ナレーター(CNN のアンダーソン・クーパー〔@andersoncooper〕さん)は、「1986年に番組は『シスケル & エバート』という名前に変わり、かの有名な “サムズ・アップ(親指を立てる)” “サムズ・ダウン(親指を下げる)” という評価システムが取り入れられました。これはエバート氏のアイデアでした。」と言っていたんですね〜

補足

私は2人の番組は直接観たことがないのですが、YouTube や Siskel & Ebert.org でアーカイブ映像はよく観ていました。2人の意見が分かれて白熱する時が特に好きで、そういう映画はやっぱりどうしても自分で観たくなってしまいます。

この番組はもともとローカル番組として始まったのですが、3年後には全国放送されるまでに成長。その後ジーン・シスケルさんが1999年に他界するまで、24年間一緒に番組を続けました。

そんなエバートさんも、2002年にガンの手術を行い、2006年にはガン切除手術で下あごの一部を切除。話すことも食べることもできなくなりましたが、それでも映画批評を精力的に続け、Twitter でも活発に発信されていました。

その後コンピュータで生成された声を利用して話をするようになり、2011年2月には、TED Talk にも登壇。

今月2日には公式ブログ『RogerEbert.com』の記事『A LEAVE OF PRESENCE』で、46年前の1967年4月3日にシカゴ・サンタイムズ紙で映画批評家として仕事を始めたことを振り返り、当時年間200本のレビューを書いていたこと、昨年の2012年は306本書いたことなどを報告。そしてガン再発のため「ペースを落とさなければいけない(I must slow down now)」と発表し、このことはニュースでも報道されました。

それからわずか2日後の4月4日に他界。2日のブログでは「ついに自分の最もやりたかったこと、レビューしたい映画だけをレビューすることができる(I’ll be able at last to do what I’ve always fantasized about doing: reviewing only the movies I want to review)」と書いていたエバートさんでしたが、最後にエバートさんが書いたレビューは、テレンス・マリック(Terrence Malick)監督の新作『To The Wonder』(米4/12公開・日本公開未定)でした。

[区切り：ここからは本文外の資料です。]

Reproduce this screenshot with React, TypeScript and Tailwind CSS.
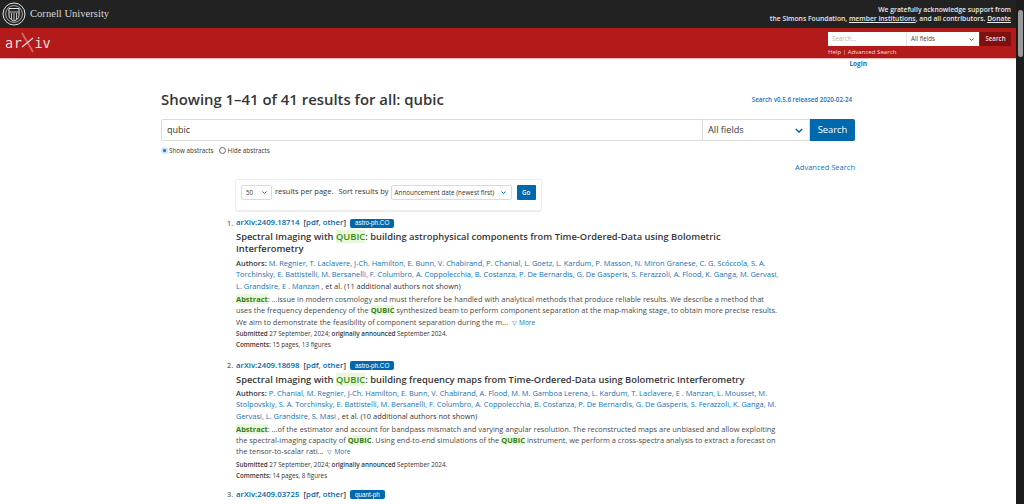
import React from "react";

const font = "font-['Open_Sans','Noto_Sans',sans-serif]";

const Chevron = ({ className }: { className: string }) => (
  <svg viewBox="0 0 10 6" className={className} fill="none" stroke="#0068ac" strokeWidth="1.8">
    <path d="M1 1l4 4 4-4" />
  </svg>
);

const Hl = ({ children }: { children: React.ReactNode }) => (
  <span className="bg-[#e8f8dc] text-[#3c8d0f]">{children}</span>
);

const HlB = () => <span className="bg-[#e8f8dc] font-bold text-[#3c7a1a]">QUBIC</span>;

const Meta = ({ date, comments }: { date: string; comments: string }) => (
  <>
    <p className="text-[6.3px] leading-[11.5px] text-[#363636]">
      <b className="font-semibold">Submitted</b> {date}; <b className="font-semibold">originally announced</b> September 2024.
    </p>
    <p className="text-[6.3px] leading-[11.5px] text-[#363636]">
      <b className="font-semibold">Comments:</b> {comments}
    </p>
  </>
);

const Head = ({ n, id, tag }: { n: number; id: string; tag: string }) => (
  <div className="flex h-[12px] items-center text-[7.8px] text-[#1772b5]">
    <span className="-ml-[9px] w-[9px] text-[7.2px] text-[#363636]">{n}.</span>
    <span className="font-semibold text-[#0068ac]">arXiv:{id}</span>
    <span className="ml-[4px] font-semibold text-[#0068ac]">
      <span className="text-[#363636]">[</span>pdf, other<span className="text-[#363636]">]</span>
    </span>
    <span className="ml-[4px] flex h-[9px] items-center rounded-[2px] bg-[#0068ac] px-[5px] font-['Liberation_Sans',sans-serif] text-[6.3px] text-white">
      {tag}
    </span>
  </div>
);

const authors1 = (
  <>
    <a>M. Regnier</a>, <a>T. Laclavere</a>, <a>J-Ch. Hamilton</a>, <a>E. Bunn</a>, <a>V. Chabirand</a>, <a>P. Chanial</a>, <a>L. Goetz</a>, <a>L. Kardum</a>, <a>P. Masson</a>, <a>N. Miron Granese</a>, <a>C. G. Scóccola</a>, <a>S. A.</a>
    <br />
    <a>Torchinsky</a>, <a>E. Battistelli</a>, <a>M. Bersanelli</a>, <a>F. Columbro</a>, <a>A. Coppolecchia</a>, <a>B. Costanza</a>, <a>P. De Bernardis</a>, <a>G. De Gasperis</a>, <a>S. Ferazzoli</a>, <a>A. Flood</a>, <a>K. Ganga</a>, <a>M. Gervasi</a>,
    <br />
    <a>L. Grandsire</a>, <a>E . Manzan</a> <span className="text-[#363636]">, et al. (11 additional authors not shown)</span>
  </>
);

const authors2 = (
  <>
    <a>P. Chanial</a>, <a>M. Regnier</a>, <a>J-Ch. Hamilton</a>, <a>E. Bunn</a>, <a>V. Chabirand</a>, <a>A. Flood</a>, <a>M. M. Gamboa Lerena</a>, <a>L. Kardum</a>, <a>T. Laclavere</a>, <a>E . Manzan</a>, <a>L. Mousset</a>, <a>M.</a>
    <br />
    <a>Stolpovskiy</a>, <a>S. A. Torchinsky</a>, <a>E. Battistelli</a>, <a>M. Bersanelli</a>, <a>F. Columbro</a>, <a>A. Coppolecchia</a>, <a>B. Costanza</a>, <a>P. De Bernardis</a>, <a>G. De Gasperis</a>, <a>S. Ferazzoli</a>, <a>K. Ganga</a>, <a>M.</a>
    <br />
    <a>Gervasi</a>, <a>L. Grandsire</a>, <a>S. Masi</a> <span className="text-[#363636]">, et al. (10 additional authors not shown)</span>
  </>
);

const More = () => (
  <span className="text-[6.5px] text-[#1772b5]">
    <span className="mx-[2px] text-[6px]">▽</span>More
  </span>
);

export default function App() {
  return (
    <div className={`flex h-[504px] w-[1024px] overflow-hidden whitespace-nowrap bg-white ${font}`}>
      <div className="w-[1016px] shrink-0">
        {/* cornell strip */}
        <div className="flex h-[28px] items-start justify-between bg-[#222222] pr-[5px]">
          <div className="flex h-[28px] items-center pl-[2px]">
            <svg viewBox="0 0 24 24" className="h-[24px] w-[24px]" fill="none" stroke="#e6e6e6">
              <circle cx="12" cy="12" r="11" strokeWidth="1" />
              <circle cx="12" cy="12" r="8.4" strokeWidth="0.7" />
              <path d="M7 6.5h10v7c0 3-2.5 4.5-5 5.5-2.5-1-5-2.5-5-5.5z" strokeWidth="1" />
              <path d="M7.5 10h9M9.5 11v6M12 11v7M14.5 11v6" strokeWidth="0.8" />
            </svg>
            <span className="ml-[4px] font-['Liberation_Serif',serif] text-[10.6px] text-[#d9d9d9]">Cornell University</span>
          </div>
          <div className="pt-[5px] text-right text-[6.75px] font-semibold leading-[9px] text-[#e8e8e8]">
            <p>We gratefully acknowledge support from</p>
            <p>
              the Simons Foundation, <span className="underline">member institutions</span>, and all contributors. <span className="underline">Donate</span>
            </p>
          </div>
        </div>
        {/* red bar */}
        <div className="flex h-[31px] items-start justify-between border-b border-[#e9b9b9] bg-[#b31b1b]">
          <div className="ml-[5px] mt-[4px] flex h-[22px] items-center font-['DejaVu_Sans_Mono',monospace] text-[13.5px] text-[#f3dede]">
            <span className="tracking-[0.6px]">ar</span>
            <svg viewBox="0 0 14 22" className="-mx-[1px] h-[22px] w-[14px]" fill="none" strokeWidth="1.7">
              <path d="M1 1l11 19" stroke="#d96a6a" />
              <path d="M1 15l11-9" stroke="#f3dede" strokeWidth="1.2" />
            </svg>
            <span>iv</span>
          </div>
          <div className="mr-[5px] mt-[4px] w-[183px]">
            <div className="flex h-[14px]">
              <div className="flex w-[78px] items-center bg-white pl-[4px] text-[6.2px] text-[#b5b5b5]">Search...</div>
              <div className="flex w-[73px] items-center justify-between border-l border-[#e8e8e8] bg-white pl-[4px] pr-[5px] text-[6.2px] text-[#444]">
                All fields
                <Chevron className="h-[3px] w-[5px]" />
              </div>
              <div className="ml-[1px] flex w-[31px] items-center justify-center rounded-[1px] bg-[#7e1010] text-[6.2px] font-semibold text-[#f0dcdc]">Search</div>
            </div>
            <p className="mt-[1px] text-[6.1px] leading-[10px] text-[#f6dede]">Help | Advanced Search</p>
          </div>
        </div>
        <div className="h-[9px] w-[851px] text-right text-[6.5px] font-bold leading-[9px] text-[#1772b5]">
          <span className="mr-[-16px]">Login</span>
        </div>

        {/* content */}
        <div className="ml-[161px] w-[694px]">
          <div className="mt-[20px] flex h-[22px] items-start justify-between">
            <h1 className="text-[14.9px] font-semibold leading-[22px] text-[#363636]">Showing 1–41 of 41 results for all: qubic</h1>
            <span className="mr-[3px] mt-[7px] text-[6.2px] font-semibold leading-[10px] text-[#1772b5]">Search v0.5.6 released 2020-02-24</span>
          </div>
          <div className="mt-[9px] flex h-[22px]">
            <div className="flex w-[542px] items-center rounded-l-[2px] border border-[#dbdbdb] pl-[5px] text-[9px] text-[#363636]">qubic</div>
            <div className="flex w-[107px] items-center justify-between border-y border-r border-[#dbdbdb] pl-[5px] pr-[6px] text-[9.2px] text-[#363636]">
              All fields
              <Chevron className="h-[5px] w-[8px]" />
            </div>
            <div className="flex w-[45px] items-center justify-center rounded-r-[2px] bg-[#0068ac] text-[9.4px] text-white">Search</div>
          </div>
          <div className="mt-[5px] flex h-[9px] items-center text-[6.3px] text-[#363636]">
            <span className="h-[7px] w-[7px] rounded-full border-[2px] border-[#cfe3fb] bg-[#0b6fe0]" />
            <span className="ml-[1px]">Show abstracts</span>
            <span className="ml-[5px] h-[7px] w-[7px] rounded-full border border-[#666] bg-white" />
            <span className="ml-[2px]">Hide abstracts</span>
          </div>
          <div className="mt-[6px] h-[12px] text-right text-[7.5px] leading-[12px] text-[#1772b5]">Advanced Search</div>

          <div className="ml-[74px] mt-[6px] flex h-[32px] w-[307px] items-start rounded-[2px] border border-[#eeeeee] pl-[5px] pt-[5px] shadow-[0_1px_1px_rgba(0,0,0,0.08)]">
            <div className="flex h-[15px] w-[31px] items-center justify-between rounded-[2px] border border-[#dbdbdb] px-[4px] text-[6.2px] text-[#363636]">
              50
              <Chevron className="h-[3px] w-[5px]" />
            </div>
            <span className="ml-[3px] text-[7.5px] leading-[12px] text-[#363636]">results per page.</span>
            <span className="ml-[5px] text-[7.5px] leading-[12px] text-[#363636]">Sort results by</span>
            <div className="ml-[2px] flex h-[15px] w-[121px] items-center justify-between rounded-[2px] border border-[#dbdbdb] pl-[3px] pr-[5px] text-[6.3px] text-[#363636]">
              Announcement date (newest first)
              <Chevron className="h-[3px] w-[5px]" />
            </div>
            <div className="ml-[5px] flex h-[15px] w-[19px] items-center justify-center rounded-[1px] bg-[#0068ac] text-[6.2px] font-semibold text-white">Go</div>
          </div>

          <div className="ml-[75px] mt-[6px] w-[560px]">
            <Head n={1} id="2409.18714" tag="astro-ph.CO" />
            <h2 className="mt-[2px] text-[9.35px] font-semibold leading-[12px] text-[#363636]">
              Spectral Imaging with <Hl>QUBIC</Hl>: building astrophysical components from Time-Ordered-Data using Bolometric
              <br />
              Interferometry
            </h2>
            <p className="mt-[3px] text-[7.45px] leading-[11.4px] text-[#1772b5]">
              <b className="font-semibold text-[#363636]">Authors:</b> {authors1}
            </p>
            <p className="mt-[2px] text-[7.45px] leading-[11.2px] text-[#4a4a4a]">
              <span className="bg-[#e8f8dc] font-bold text-[#3c7a1a]">Abstract</span>: ...issue in modern cosmology and must therefore be handled with analytical methods that produce reliable results. We describe a method that
              <br />
              uses the frequency dependency of the <HlB /> synthesized beam to perform component separation at the map-making stage, to obtain more precise results.
              <br />
              We aim to demonstrate the feasibility of component separation during the m... <More />
            </p>
            <div className="-mt-[1px]">
              <Meta date="27 September, 2024" comments="15 pages, 13 figures" />
            </div>

            <div className="mt-[9px]">
              <Head n={2} id="2409.18698" tag="astro-ph.CO" />
            </div>
            <h2 className="mt-[2px] text-[9.35px] font-semibold leading-[12px] text-[#363636]">
              Spectral Imaging with <Hl>QUBIC</Hl>: building frequency maps from Time-Ordered-Data using Bolometric Interferometry
            </h2>
            <p className="mt-[2px] text-[7.45px] leading-[11.4px] text-[#1772b5]">
              <b className="font-semibold text-[#363636]">Authors:</b> {authors2}
            </p>
            <p className="mt-[2px] text-[7.45px] leading-[11.2px] text-[#4a4a4a]">
              <span className="bg-[#e8f8dc] font-bold text-[#3c7a1a]">Abstract</span>: ...of the estimator and account for bandpass mismatch and varying angular resolution. The reconstructed maps are unbiased and allow exploiting
              <br />
              the spectral-imaging capacity of <HlB />. Using end-to-end simulations of the <HlB /> instrument, we perform a cross-spectra analysis to extract a forecast on
              <br />
              the tensor-to-scalar rati... <More />
            </p>
            <Meta date="27 September, 2024" comments="14 pages, 8 figures" />

            <div className="mt-[7px]">
              <Head n={3} id="2409.03725" tag="quant-ph" />
            </div>
          </div>
        </div>
      </div>

      {/* scrollbar */}
      <div className="flex h-[504px] w-[8px] flex-col items-center bg-[#1c1c1c] pt-[10px]">
        <div className="h-[47px] w-[5px] rounded-full bg-[#9b9b9b]" />
      </div>
    </div>
  );
}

エバートさんは15年前から毎年映画祭も主催していますが、今年は4月17日から21日までイリノイ大学(University of Illinois)で開催予定です。

現在は、これまで数々のドキュメンタリー映画を手がけてきたスティーヴ・ジェームズ(Steve James)監督が、マーティン・スコセッシ(Martin Scorsese)& スティーヴ・ザイリアン(Steve Zaillian)制作総指揮のもと、エバートさんのドキュメンタリー映画を制作中。エバートさんが2011年に出版した回想録『Life Itself』が原作になっていて、映画のタイトルも『Life Itself』となっています。私も本を持っているので、これは絶対観たいです。

Life Itself

現在、シカゴ・サンタイムズ紙には、特設メモリアル・ページが設けられています。